**Task instructions:** Count every line of the material that holds the string "this". Respond with the total only.

-------- Data lines --------

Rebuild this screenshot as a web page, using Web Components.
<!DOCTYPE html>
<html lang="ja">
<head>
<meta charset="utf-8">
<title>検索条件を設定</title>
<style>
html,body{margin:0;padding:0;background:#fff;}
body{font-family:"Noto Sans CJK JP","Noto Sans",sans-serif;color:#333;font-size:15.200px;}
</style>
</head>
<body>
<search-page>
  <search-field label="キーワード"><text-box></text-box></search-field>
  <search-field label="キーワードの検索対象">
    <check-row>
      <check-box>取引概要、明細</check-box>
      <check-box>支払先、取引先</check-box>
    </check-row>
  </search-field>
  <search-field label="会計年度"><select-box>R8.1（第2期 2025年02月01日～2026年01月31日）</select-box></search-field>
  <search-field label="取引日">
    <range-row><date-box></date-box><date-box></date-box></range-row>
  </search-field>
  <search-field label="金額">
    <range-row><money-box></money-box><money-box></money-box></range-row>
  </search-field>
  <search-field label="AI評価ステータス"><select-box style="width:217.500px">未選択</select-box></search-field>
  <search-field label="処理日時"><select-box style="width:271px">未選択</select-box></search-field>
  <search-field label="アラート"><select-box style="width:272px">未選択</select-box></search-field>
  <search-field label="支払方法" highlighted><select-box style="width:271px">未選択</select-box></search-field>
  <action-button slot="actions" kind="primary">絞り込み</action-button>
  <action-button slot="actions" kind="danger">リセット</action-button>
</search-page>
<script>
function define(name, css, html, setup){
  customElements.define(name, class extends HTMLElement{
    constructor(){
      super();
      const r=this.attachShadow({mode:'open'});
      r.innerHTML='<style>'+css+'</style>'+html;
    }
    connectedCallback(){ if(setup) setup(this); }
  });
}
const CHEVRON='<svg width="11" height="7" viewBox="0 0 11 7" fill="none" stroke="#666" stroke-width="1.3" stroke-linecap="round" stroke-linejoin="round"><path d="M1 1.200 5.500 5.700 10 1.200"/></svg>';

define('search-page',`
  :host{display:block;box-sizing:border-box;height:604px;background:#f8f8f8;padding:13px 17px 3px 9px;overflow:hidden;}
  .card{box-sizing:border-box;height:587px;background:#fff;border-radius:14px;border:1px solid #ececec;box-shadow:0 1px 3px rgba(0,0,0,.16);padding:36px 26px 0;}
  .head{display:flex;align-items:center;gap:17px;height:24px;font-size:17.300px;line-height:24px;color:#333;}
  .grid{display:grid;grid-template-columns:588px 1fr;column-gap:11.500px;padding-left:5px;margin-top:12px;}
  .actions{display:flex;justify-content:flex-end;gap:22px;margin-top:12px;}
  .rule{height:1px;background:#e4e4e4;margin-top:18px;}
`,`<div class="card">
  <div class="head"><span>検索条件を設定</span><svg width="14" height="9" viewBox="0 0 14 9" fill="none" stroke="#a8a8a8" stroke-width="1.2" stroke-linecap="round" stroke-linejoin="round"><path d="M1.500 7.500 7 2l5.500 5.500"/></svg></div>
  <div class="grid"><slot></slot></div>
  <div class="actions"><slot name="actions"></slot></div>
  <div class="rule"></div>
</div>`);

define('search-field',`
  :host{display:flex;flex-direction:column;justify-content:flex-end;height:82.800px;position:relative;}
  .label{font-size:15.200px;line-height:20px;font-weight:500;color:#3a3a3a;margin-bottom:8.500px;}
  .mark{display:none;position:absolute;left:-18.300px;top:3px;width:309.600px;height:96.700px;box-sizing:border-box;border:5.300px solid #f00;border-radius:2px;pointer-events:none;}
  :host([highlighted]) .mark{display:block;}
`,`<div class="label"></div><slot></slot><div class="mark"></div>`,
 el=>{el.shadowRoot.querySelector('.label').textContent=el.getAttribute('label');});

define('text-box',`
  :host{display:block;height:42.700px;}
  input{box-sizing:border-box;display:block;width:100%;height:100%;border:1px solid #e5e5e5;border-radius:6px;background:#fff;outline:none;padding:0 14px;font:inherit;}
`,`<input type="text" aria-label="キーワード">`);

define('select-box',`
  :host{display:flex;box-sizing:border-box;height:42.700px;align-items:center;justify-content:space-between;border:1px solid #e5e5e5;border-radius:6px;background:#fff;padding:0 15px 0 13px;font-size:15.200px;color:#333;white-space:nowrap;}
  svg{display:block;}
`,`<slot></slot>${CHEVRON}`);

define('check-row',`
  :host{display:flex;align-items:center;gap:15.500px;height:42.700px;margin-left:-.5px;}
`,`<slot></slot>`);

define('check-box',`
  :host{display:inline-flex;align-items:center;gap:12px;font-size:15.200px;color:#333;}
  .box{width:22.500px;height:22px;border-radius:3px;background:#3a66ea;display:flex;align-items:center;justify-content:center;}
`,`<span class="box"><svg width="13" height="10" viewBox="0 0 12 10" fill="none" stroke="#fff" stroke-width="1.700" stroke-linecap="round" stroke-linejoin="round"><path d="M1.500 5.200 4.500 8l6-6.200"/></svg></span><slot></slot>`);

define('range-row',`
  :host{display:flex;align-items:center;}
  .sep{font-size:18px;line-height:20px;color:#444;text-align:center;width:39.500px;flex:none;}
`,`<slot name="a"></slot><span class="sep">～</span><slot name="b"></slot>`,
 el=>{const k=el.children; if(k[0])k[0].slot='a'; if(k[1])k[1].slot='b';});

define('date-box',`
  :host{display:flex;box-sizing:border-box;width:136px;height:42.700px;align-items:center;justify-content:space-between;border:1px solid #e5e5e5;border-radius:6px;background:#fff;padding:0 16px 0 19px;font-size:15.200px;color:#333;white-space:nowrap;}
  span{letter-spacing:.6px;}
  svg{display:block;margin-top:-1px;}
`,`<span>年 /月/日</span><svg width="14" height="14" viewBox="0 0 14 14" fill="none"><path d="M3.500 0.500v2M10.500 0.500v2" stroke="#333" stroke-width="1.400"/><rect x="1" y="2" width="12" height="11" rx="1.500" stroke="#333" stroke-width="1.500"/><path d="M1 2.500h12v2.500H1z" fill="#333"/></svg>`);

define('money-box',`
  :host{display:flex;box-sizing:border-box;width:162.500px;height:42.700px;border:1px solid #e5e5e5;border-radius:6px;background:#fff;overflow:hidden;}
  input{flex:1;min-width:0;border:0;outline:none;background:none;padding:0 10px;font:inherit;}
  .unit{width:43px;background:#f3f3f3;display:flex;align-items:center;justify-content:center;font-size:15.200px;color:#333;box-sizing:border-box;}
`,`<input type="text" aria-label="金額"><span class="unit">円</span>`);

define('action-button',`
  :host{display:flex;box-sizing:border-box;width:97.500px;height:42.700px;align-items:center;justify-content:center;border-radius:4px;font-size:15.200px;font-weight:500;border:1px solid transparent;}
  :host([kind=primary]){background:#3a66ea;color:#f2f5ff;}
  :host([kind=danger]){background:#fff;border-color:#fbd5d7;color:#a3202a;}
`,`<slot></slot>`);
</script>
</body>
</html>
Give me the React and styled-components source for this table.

--------

**Written response:** 4